THEY LIVED IN LEEDS

 

James Hole, 1820-1895
Writer and activist for social reform

James HoleNext time you climb the steps to the Leeds City Museum, look up at the proud inscription above: ‘The Leeds Institute’, overlooked by the helmeted head of Athena, goddess of wisdom, crafts (and owls). This imposing building, designed by Cuthbert Brodrick of Town Hall fame, was opened in 1868 as the new, purpose-built headquarters of the Leeds Mechanics’ Institute. One of the distinguished speakers at the opening ceremony was James Hole, who over many years had devoted himself to the cause of workers’ education. He had urged a raft of reforms to improve the lives of working people, and had been a pioneer in the Leeds cooperative movement. A distinguished writer, thinker, and activist, he had won a national reputation as ‘Mr Hole of Leeds’.

In fact he came originally from Manchester, where he was born in 1820, the son of a tailor. All his education, he said, was gained through the opportunities offered by his local Mutual Improvement Society and the Manchester Mechanics Institute – no wonder these institutions were close to his heart. He came to Leeds in his early twenties to take up a post as bookkeeper with a firm of cloth exporters. In 1843 he married, and with his young wife Elizabeth, the daughter of a Blackburn schoolmaster, settled in Alfred Place, Little London. Over the following years they moved house as their family grew, settling finally with their seven children in Cliff Road, Woodhouse. He remained steadily employed, leading a conventional life, but he was inspired by the new radical thinking of the time, by ideas of cooperation and socialism which could free the working classes and empower them to improve and transform their lives and their communities. And he carried his ideas into action.

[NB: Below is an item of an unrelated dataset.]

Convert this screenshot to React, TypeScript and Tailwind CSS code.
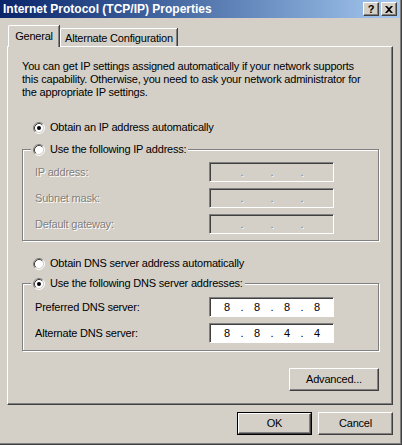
import { Fragment, ReactNode } from 'react'

const FACE = 'bg-[#d4d0c8]'

function Radio({ checked }: { checked?: boolean }) {
  return (
    <svg width="12" height="12" viewBox="0 0 12 12" className="shrink-0">
      <circle cx="6" cy="6" r="4.5" fill="#fff" />
      <path d="M2.11 9.89 A5.5 5.5 0 0 1 9.89 2.11" fill="none" stroke="#808080" />
      <path d="M9.89 2.11 A5.5 5.5 0 0 1 2.11 9.89" fill="none" stroke="#fff" />
      <path d="M2.82 9.18 A4.5 4.5 0 0 1 9.18 2.82" fill="none" stroke="#404040" />
      <path d="M9.18 2.82 A4.5 4.5 0 0 1 2.82 9.18" fill="none" stroke="#d4d0c8" />
      {checked && <circle cx="6" cy="6" r="2" fill="#000" />}
    </svg>
  )
}

function RadioLabel({ checked, children }: { checked?: boolean; children: ReactNode }) {
  return (
    <div className="flex items-center gap-[5px] h-[13px]">
      <Radio checked={checked} />
      <span className="whitespace-nowrap">{children}</span>
    </div>
  )
}

function IpField({ parts, disabled }: { parts?: string[]; disabled?: boolean }) {
  const vals = parts ?? ['', '', '', '']
  return (
    <div
      className={`w-[125px] h-[20px] flex items-center pl-[5px] border border-t-[#808080] border-l-[#808080] border-r-white border-b-white shadow-[inset_1px_1px_0_#404040] ${
        disabled ? 'bg-[#d4d0c8] text-[#808080] [text-shadow:1px_1px_0_#fff]' : 'bg-white text-black'
      }`}
    >
      {vals.map((v, i) => (
        <Fragment key={i}>
          <span className="w-[24px] text-center">{v}</span>
          {i < 3 && <span className="w-[6px] text-center">.</span>}
        </Fragment>
      ))}
    </div>
  )
}

function Field({ label, parts, disabled }: { label: string; parts?: string[]; disabled?: boolean }) {
  return (
    <div className="flex items-center h-[20px]">
      <span className={`w-[174px] ${disabled ? 'text-[#808080] [text-shadow:1px_1px_0_#fff]' : ''}`}>{label}</span>
      <IpField parts={parts} disabled={disabled} />
    </div>
  )
}

function GroupBox({ legend, children, className }: { legend: ReactNode; children: ReactNode; className?: string }) {
  return (
    <div className={`relative border border-[#808080] shadow-[1px_1px_0_#fff,inset_1px_1px_0_#fff] ${className ?? ''}`}>
      <div className={`absolute -top-[7px] left-[8px] pl-[2px] pr-[2px] ${FACE}`}>{legend}</div>
      {children}
    </div>
  )
}

function Button({ children, width, isDefault }: { children: ReactNode; width: string; isDefault?: boolean }) {
  return (
    <div className={`${width} h-[23px] ${isDefault ? 'border border-black' : ''}`}>
      <div className="w-full h-full flex items-center justify-center border border-t-white border-l-white border-r-[#404040] border-b-[#404040] shadow-[inset_-1px_-1px_0_#808080]">
        {children}
      </div>
    </div>
  )
}

function TitleButton({ children }: { children: ReactNode }) {
  return (
    <div className={`w-[16px] h-[14px] flex items-center justify-center ${FACE} border border-t-white border-l-white border-r-[#404040] border-b-[#404040] shadow-[inset_-1px_-1px_0_#808080]`}>
      {children}
    </div>
  )
}

export default function App() {
  return (
    <div className="w-[402px] h-[445px] bg-[#d4d0c8] flex flex-col font-['Liberation_Sans',Arial,sans-serif] text-[11px] leading-[13px] tracking-[-0.2px] text-black shadow-[inset_-1px_-1px_0_#404040,inset_-2px_-2px_0_#808080]">
      {/* Title bar */}
      <div className="h-[18px] mr-[2px] flex items-center justify-between pl-[3px] pr-[3px] bg-gradient-to-r from-[#0a246a] to-[#a6caf0]">
        <span className="text-white font-bold text-[12px] tracking-normal whitespace-nowrap">Internet Protocol (TCP/IP) Properties</span>
        <div className="flex gap-[2px]">
          <TitleButton>
            <span className="font-bold text-[11px] leading-none">?</span>
          </TitleButton>
          <TitleButton>
            <svg width="8" height="7" viewBox="0 0 8 7">
              <path d="M0 0h2l2 2 2-2h2L5 3.5 8 7H6L4 5 2 7H0l3-3.5z" fill="#000" />
            </svg>
          </TitleButton>
        </div>
      </div>

      {/* Tabs */}
      <div className="mt-[7px] ml-[8px] h-[21px] flex items-end">
        <div className={`relative z-10 -mb-px w-[51px] h-[22px] pt-[4px] text-center ${FACE} border-l border-t border-white rounded-tl-[2px] shadow-[1px_0_0_#404040,inset_-1px_0_0_#808080]`}>
          General
        </div>
        <div className={`ml-[1px] w-[117px] h-[18px] pt-[3px] text-center ${FACE} border-l border-t border-white rounded-tl-[2px] shadow-[1px_0_0_#404040,inset_-1px_0_0_#808080]`}>
          Alternate Configuration
        </div>
      </div>

      {/* Panel */}
      <div className="ml-[7px] w-[386px] h-[359px] border border-t-white border-l-white border-r-[#404040] border-b-[#404040] shadow-[inset_-1px_-1px_0_#808080] flex flex-col">
        <p className="ml-[14px] mt-[13px] whitespace-nowrap">
          You can get IP settings assigned automatically if your network supports
          <br />
          this capability. Otherwise, you need to ask your network administrator for
          <br />
          the appropriate IP settings.
        </p>

        <div className="ml-[25px] mt-[22px]">
          <RadioLabel checked>Obtain an IP address automatically</RadioLabel>
        </div>

        <GroupBox
          className="ml-[14px] mt-[15px] w-[357px] pt-[12px] pb-[6px] pl-[12px]"
          legend={<RadioLabel>Use the following IP address:</RadioLabel>}
        >
          <div className="flex flex-col gap-[6px]">
            <Field label="IP address:" disabled />
            <Field label="Subnet mask:" disabled />
            <Field label="Default gateway:" disabled />
          </div>
        </GroupBox>

        <div className="ml-[25px] mt-[16px]">
          <RadioLabel>Obtain DNS server address automatically</RadioLabel>
        </div>

        <GroupBox
          className="ml-[14px] mt-[13px] w-[357px] pt-[13px] pb-[7px] pl-[12px]"
          legend={<RadioLabel checked>Use the following DNS server addresses:</RadioLabel>}
        >
          <div className="flex flex-col gap-[6px]">
            <Field label="Preferred DNS server:" parts={['8', '8', '8', '8']} />
            <Field label="Alternate DNS server:" parts={['8', '8', '4', '4']} />
          </div>
        </GroupBox>

        <div className="mt-[17px] ml-[281px]">
          <Button width="w-[90px]">Advanced...</Button>
        </div>
      </div>

      {/* Dialog buttons */}
      <div className="mt-[7px] pr-[9px] flex justify-end gap-[6px]">
        <Button width="w-[75px]" isDefault>
          OK
        </Button>
        <Button width="w-[75px]">Cancel</Button>
      </div>
    </div>
  )
}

He was a founder member of the Leeds Redemption Society which aimed to set up an ideal self-governing community of workers (and did so, in Wales); and he was a leading light in the Leeds cooperative movement. Most people have heard of the Rochdale cooperative pioneers, but Leeds had its pioneers too, and he was one. From small beginnings in 1847, when workers from Benyon’s Flax Mill set up their own flour mill to provide affordable, unadulterated flour, grew the mighty Leeds Industrial Cooperative Society which 50 years later could claim to be the largest cooperative society in the world, dealing in goods ranging ‘from clog-irons and pickles to pianos and clothing’, with over 37,000 members. His significant contribution was remembered in the Jubilee celebrations.

He numbered among his friends and correspondents many of the radical thinkers of the day. He was often invited to speak on his social principles, but his voice was strongest in writing – clear, concise, backed up with statistics, practical and organised. Alongside articles for various journals, he published in 1851 ‘Lectures on Social Science and the Organisation of Labour’, setting out his social and economic theories, his belief in the achievability of progress and justice for the working classes. It was thought-provoking material.

Other causes engaged him too, particularly working class education and training – he believed passionately in education as ‘the business of a whole life’. He served for years on the Committee of the Leeds Mechanics’ Institute, and, most influentially, as Secretary (unpaid) of the Yorkshire Union of Mechanics Institutes. In 1853 he published a prize-winning work on adult education which had considerable impact and resulted in the introduction of new practical examinations. He wrote too on schooling, a political hot potato of the time: his essay published in 1860, ‘Light, More Light’, included a survey of education in Leeds and urged the vital need for a national system to provide for every child – achieved 10 years later.

The provision of decent, healthy housing was also close to his heart. In 1866 he published his prize-winning study of working class housing, advocating a range of practical measures for the improvement of the appalling slums in Leeds and elsewhere (many later put into effect), with details of model housing schemes like Saltaire. He was himself a director of a model housing association and the Leeds Permanent Building Society.

One of his lasting legacies was the village library scheme, which he proposed in 1852. Boxes of books were sent out to outlying Yorkshire villages cut off from library access. The scheme won royal support and lasted many years.

In 1867 James Hole left Leeds for London, to become Secretary to the Association of Chambers of Commerce. There he pursued further causes – the preservation of common land, and (his last book) the nationalisation of the railways. He died in 1895, remembered as an unassuming, kind and generous man. While his name is mostly forgotten, his ideas helped to bring about reform and still resonate today.